The sleepy town of Havenwood becomes rocked by the mass murder of some of the town’s most prominent residents attending a joyous celebration. When two local cops, James Fincher and Walter Cobb, first arrive to investigate the horrendous massacre scene, Fincher comes face-to-face with the maniacal killer known by the moniker of The Ripper and barely survives the night. Ten years later, a string of new murders fall upon young high school girls of Havenwood and Detective Fincher starts to piece together that The Ripper might back. To unravel why The Ripper’s ten year hiatus, Fincher must look into his and Havenwood’s past in order to find the answer and stop The Ripper from killing.

“Blood Slaughter Massacre” is a nostalgia driven slasher film with a convoluted and murky plot, but the Manny Serrano directed film manages to rejuvenate the 80’s unstoppable killing machine character in The Ripper. Heavily inspired by the John Carpenter “Halloween” franchise when considering the gloomy atmosphere of the town and Michael Myers-esque antagonist, “Blood Slaughter Massacre” originality is certainly unoriginal, yet there’s something to be said about enjoying someone’s, like Serrano’s, tribute or admiration work that sparks a bit of excitement and allows entertainment to be let in to the soul, especially in the third act when The Ripper’s homicidal chaos ensues and he lays waste to teenagers left and right. Also, the title lacks creativity and doesn’t help build a case of separating itself from the pack. Maybe, a simple title such as “The Ripper” would have honed into that old saying “less is more.”

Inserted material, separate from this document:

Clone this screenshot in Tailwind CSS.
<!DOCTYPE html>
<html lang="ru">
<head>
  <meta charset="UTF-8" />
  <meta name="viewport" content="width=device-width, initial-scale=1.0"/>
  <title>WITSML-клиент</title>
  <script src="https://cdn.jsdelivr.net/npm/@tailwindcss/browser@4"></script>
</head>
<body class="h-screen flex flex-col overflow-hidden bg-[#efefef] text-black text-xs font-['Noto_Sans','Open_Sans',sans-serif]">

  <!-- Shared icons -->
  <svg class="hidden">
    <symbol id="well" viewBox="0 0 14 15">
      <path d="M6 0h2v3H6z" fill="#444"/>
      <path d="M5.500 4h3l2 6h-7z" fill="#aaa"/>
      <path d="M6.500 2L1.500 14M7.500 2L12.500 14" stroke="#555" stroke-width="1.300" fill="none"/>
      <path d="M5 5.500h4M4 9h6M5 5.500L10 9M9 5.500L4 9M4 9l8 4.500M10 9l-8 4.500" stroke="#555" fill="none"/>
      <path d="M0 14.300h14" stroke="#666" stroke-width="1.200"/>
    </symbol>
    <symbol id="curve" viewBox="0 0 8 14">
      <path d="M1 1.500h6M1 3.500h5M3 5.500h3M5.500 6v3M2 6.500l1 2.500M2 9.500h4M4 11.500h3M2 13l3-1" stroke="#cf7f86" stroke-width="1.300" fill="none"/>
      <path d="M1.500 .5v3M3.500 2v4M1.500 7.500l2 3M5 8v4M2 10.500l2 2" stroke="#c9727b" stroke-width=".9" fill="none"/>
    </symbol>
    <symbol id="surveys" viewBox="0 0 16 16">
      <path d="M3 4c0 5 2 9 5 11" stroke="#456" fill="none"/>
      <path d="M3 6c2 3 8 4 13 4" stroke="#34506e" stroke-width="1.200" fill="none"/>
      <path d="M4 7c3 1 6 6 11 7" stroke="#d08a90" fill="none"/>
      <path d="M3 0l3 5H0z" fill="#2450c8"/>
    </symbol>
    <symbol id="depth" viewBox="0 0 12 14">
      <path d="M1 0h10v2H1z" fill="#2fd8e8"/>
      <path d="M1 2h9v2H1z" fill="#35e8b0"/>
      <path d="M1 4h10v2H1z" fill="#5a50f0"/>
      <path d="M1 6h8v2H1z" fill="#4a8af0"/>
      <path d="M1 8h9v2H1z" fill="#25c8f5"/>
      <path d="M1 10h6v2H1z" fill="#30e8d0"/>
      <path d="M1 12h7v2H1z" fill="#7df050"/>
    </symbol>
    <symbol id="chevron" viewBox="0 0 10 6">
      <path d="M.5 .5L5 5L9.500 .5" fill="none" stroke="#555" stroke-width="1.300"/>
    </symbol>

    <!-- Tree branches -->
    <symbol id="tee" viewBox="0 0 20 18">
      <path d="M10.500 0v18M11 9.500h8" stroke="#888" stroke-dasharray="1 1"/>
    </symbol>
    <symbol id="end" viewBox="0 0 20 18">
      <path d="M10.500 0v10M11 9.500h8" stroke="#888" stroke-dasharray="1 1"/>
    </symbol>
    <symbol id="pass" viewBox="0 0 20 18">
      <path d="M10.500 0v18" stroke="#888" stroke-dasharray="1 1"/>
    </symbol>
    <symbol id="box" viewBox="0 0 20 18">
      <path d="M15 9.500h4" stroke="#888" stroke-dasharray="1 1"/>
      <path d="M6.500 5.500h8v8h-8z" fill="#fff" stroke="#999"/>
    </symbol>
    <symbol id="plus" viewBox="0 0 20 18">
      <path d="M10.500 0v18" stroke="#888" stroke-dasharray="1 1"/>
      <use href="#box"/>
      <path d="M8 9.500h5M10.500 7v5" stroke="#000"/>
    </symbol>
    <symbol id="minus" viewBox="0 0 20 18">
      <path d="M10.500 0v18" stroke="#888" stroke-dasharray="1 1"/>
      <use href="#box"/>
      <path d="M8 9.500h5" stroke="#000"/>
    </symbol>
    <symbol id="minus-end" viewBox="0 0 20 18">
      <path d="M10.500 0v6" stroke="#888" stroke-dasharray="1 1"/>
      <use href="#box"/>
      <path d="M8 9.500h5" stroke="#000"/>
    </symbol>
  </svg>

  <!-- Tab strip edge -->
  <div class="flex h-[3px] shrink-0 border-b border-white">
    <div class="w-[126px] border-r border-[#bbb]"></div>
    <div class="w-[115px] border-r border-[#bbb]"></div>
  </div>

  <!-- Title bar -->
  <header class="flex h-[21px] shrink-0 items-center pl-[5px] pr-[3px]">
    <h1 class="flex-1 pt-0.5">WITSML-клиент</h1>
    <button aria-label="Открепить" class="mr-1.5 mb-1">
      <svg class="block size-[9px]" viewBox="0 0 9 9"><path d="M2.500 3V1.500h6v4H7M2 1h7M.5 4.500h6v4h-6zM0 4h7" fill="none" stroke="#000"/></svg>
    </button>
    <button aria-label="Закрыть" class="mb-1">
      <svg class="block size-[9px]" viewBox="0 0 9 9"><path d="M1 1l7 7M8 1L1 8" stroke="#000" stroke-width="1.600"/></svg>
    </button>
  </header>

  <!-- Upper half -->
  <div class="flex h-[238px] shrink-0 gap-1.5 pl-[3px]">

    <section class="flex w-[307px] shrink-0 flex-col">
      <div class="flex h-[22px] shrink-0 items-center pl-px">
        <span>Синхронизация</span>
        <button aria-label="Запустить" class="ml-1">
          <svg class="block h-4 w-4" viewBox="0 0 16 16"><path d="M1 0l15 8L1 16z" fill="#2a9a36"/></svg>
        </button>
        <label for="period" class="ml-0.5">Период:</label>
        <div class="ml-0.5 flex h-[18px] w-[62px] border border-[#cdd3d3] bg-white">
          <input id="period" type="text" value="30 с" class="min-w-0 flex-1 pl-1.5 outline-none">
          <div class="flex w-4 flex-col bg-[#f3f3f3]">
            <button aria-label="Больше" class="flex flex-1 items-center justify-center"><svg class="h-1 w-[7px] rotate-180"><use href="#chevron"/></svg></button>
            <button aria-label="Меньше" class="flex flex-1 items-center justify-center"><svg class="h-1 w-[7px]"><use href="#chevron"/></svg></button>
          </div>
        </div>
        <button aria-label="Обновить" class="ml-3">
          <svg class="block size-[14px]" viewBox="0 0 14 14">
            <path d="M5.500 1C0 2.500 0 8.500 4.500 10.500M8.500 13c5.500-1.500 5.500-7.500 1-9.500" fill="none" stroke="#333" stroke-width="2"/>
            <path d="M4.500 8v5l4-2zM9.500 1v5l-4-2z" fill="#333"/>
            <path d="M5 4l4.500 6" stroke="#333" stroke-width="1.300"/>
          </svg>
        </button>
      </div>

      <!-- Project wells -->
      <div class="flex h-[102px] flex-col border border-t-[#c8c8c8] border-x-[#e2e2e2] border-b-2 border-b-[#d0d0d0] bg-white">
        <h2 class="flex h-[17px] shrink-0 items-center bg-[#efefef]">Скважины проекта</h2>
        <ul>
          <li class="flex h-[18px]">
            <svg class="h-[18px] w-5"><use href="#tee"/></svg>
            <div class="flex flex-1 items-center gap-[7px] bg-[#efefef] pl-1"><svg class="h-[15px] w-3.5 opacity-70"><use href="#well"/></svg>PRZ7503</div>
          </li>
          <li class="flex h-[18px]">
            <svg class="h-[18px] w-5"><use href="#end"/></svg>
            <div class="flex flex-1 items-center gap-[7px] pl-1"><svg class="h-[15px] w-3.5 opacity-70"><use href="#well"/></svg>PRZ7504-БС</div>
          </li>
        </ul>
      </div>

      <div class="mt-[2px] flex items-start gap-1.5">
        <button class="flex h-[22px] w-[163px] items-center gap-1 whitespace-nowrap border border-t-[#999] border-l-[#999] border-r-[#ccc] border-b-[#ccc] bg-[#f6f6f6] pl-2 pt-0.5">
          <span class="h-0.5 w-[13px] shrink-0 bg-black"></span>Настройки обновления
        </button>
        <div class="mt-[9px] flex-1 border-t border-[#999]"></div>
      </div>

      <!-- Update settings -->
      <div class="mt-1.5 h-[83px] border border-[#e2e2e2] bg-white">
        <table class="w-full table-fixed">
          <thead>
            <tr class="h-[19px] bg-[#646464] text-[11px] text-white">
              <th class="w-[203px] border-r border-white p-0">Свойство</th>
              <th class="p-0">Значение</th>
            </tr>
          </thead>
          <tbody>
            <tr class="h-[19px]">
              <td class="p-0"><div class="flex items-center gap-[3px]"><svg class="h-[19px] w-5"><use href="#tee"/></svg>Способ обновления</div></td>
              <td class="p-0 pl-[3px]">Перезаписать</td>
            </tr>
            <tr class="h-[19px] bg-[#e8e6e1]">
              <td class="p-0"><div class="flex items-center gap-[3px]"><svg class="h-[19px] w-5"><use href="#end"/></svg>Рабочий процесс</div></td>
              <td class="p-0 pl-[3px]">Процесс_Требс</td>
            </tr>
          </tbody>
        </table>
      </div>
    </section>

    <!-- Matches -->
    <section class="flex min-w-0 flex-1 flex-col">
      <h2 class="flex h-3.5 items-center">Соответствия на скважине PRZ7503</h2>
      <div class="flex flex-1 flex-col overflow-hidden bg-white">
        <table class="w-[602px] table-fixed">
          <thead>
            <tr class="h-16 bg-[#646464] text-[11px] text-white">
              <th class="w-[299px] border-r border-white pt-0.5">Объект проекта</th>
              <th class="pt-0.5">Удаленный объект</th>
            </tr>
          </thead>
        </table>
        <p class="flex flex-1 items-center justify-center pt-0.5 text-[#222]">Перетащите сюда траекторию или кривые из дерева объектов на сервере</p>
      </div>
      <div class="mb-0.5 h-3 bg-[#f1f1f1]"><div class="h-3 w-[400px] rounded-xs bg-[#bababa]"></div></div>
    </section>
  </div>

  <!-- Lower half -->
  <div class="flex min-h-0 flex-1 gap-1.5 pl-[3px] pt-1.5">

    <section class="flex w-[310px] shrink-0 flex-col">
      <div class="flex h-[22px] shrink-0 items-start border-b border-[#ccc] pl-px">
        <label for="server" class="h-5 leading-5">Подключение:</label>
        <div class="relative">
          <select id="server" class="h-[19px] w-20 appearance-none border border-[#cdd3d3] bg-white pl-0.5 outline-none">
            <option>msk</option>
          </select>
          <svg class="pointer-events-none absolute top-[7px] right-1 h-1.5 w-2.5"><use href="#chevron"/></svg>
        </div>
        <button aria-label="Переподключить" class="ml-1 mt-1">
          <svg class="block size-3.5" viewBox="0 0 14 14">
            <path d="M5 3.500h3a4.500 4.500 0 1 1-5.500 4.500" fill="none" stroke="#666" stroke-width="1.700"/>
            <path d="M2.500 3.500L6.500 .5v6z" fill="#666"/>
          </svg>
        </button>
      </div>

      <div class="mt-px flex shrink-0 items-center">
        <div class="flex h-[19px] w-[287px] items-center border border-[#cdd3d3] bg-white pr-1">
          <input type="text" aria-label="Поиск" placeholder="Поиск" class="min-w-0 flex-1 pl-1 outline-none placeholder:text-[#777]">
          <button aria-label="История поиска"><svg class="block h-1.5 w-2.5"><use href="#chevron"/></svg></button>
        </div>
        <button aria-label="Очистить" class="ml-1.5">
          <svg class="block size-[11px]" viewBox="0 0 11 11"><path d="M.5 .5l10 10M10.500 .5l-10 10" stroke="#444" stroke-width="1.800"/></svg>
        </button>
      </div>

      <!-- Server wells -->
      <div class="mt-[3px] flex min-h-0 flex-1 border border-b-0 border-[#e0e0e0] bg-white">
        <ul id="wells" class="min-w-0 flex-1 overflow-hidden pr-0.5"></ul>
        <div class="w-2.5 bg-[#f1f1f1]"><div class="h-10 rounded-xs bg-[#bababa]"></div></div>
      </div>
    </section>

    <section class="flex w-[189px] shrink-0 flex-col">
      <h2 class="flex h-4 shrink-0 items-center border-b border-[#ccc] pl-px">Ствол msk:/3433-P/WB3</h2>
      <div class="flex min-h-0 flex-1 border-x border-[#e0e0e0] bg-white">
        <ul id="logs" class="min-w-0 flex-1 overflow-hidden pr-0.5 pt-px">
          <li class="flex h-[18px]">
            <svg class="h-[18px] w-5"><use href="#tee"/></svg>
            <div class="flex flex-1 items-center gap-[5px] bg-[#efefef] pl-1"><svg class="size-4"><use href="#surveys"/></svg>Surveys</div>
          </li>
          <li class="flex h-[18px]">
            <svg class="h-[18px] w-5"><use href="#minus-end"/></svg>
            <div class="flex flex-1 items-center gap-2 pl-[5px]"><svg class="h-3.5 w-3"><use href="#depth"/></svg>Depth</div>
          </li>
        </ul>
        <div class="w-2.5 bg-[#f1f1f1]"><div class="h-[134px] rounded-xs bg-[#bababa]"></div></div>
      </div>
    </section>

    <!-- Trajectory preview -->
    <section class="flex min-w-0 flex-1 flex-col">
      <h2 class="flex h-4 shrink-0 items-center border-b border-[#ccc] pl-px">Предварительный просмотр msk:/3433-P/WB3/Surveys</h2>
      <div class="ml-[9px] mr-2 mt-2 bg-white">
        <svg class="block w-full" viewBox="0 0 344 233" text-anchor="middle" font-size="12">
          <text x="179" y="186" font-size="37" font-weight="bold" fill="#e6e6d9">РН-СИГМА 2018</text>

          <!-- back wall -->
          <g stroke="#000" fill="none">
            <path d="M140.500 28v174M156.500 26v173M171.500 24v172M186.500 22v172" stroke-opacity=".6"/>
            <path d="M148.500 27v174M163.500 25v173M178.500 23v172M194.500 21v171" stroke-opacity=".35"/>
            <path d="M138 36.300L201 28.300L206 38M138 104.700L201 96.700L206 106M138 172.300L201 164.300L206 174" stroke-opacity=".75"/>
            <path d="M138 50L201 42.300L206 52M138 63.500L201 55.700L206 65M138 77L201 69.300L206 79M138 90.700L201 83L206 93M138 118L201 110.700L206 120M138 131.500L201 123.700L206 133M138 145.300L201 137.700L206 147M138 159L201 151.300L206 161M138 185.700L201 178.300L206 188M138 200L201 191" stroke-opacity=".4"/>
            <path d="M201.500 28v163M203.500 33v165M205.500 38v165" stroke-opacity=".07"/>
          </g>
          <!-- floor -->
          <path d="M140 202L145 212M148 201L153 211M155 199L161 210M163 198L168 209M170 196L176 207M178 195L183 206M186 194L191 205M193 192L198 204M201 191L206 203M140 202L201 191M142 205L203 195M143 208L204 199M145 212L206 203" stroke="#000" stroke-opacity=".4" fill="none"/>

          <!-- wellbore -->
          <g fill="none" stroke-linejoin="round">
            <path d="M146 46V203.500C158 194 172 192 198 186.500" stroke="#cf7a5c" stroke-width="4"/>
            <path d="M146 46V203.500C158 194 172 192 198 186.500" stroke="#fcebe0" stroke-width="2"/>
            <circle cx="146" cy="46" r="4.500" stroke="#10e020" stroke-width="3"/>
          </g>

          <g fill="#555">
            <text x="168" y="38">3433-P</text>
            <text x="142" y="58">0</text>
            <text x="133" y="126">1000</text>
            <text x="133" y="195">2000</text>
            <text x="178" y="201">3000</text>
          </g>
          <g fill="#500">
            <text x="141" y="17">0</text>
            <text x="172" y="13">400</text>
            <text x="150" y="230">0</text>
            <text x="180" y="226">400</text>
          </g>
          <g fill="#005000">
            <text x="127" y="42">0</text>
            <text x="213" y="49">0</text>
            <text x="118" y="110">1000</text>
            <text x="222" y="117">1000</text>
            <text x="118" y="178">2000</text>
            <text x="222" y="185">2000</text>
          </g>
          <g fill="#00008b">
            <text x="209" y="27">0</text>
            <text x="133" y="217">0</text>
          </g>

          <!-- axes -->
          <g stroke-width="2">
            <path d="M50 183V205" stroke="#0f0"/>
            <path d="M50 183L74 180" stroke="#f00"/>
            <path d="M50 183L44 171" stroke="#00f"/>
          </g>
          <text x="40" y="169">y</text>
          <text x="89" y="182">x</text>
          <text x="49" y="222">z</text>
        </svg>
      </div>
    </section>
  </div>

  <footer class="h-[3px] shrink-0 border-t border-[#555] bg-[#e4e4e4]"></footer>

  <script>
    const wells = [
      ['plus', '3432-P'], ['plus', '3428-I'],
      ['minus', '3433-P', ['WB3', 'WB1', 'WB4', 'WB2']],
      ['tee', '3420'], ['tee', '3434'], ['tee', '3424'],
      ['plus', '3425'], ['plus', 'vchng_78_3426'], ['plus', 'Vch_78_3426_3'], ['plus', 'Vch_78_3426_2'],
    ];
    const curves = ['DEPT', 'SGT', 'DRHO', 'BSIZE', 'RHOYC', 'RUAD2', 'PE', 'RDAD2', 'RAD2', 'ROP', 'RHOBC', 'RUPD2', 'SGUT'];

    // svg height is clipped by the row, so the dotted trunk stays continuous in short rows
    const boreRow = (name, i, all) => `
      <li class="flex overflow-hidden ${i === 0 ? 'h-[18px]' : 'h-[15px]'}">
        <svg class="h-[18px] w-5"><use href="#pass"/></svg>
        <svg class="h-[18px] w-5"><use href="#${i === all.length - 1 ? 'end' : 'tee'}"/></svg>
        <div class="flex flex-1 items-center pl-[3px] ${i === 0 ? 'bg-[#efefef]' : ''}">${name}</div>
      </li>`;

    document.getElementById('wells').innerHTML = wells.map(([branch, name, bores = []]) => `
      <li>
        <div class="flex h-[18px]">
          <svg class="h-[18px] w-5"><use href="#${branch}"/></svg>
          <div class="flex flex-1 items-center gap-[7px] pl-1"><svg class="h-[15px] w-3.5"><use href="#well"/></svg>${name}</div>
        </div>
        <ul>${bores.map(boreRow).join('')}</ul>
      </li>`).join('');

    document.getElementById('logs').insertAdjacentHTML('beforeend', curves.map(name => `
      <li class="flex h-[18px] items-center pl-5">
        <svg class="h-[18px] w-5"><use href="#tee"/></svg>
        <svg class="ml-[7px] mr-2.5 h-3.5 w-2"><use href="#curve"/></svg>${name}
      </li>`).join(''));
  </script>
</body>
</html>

However, the blood and gore effects have sheer bite. The impressive effects for the budget give The Ripper character that desired aggressive murderer persona, warning all to stay the hell out of his way. Blood flies and flesh shreds created by buckets of bloods and well edited scenes. To showcase such effects you need a pile of bodies and “Blood Slaughter Massacre” piles high the corpses. With great kills, you need a great killer and the film’s “Shish-Kabober,” The Ripper, is a memorable slasher which can only be described as a giant fellow with an old man clown mask that displays no emotion in the hollow eyes, show’s no mercy when hovering above an easy kill, and owns a supernatural ability to be at the right place at the right time, ready to stick his blade right in the heart of his prey.

The rest of the characters didn’t stand out above The Ripper and emitted low caliber dialogue and persona all around. The acting becomes terribly melodramatic within serious and tense-filled toned scenes. Matt Cody as Fincher tried to embody a Donald Pleasence Dr. Loomis character, but Cody came off a bit to desperate in comparison and Fincher’s isn’t a strong male character able to pull off cutting down the brutal legacy that is so natural to The Ripper. The female characters with exploitive nudity, even if only for a few minutes, had more practicability because, while over stating the obvious, “Blood Slaughter Massacre” is a horror slasher movie making nudity a natural being or even a minor, disposable character. Also, many of the characters show up just to be filler for The Ripper to rip apart. Not a terrible thing, but it’s difficult to care about certain characters without being able to develop into a character we care about and in the end, all underdeveloped fillers must be six feet under ground in five or more pieces.

Technically, Serrano’s films suffers major obstacles. Scenes annoying go overboard on the grayscale with a heavy gray tint switching back-and-forth from scene to scene taking away the little coloring the film had and creating a haze blanket of the mise-en-scene as if in a dream. Continuously going in and out of focus and slight blotchy posterizing are also problematic during darker. Dark scenes and day scenes also suffer from heavy digital interference. The unbalanced audio in the 2.0 stereo mix doesn’t channel the dialogue very well, making it secondary to more inaudible parts of the film. What I can positively comment on about the DVD is the detailed cover art of The Ripper. The retro 1980s or early 1990’s feel of Wild Eye Releasing’s DVD release cover shows great promise for a film that flounders during the first two acts.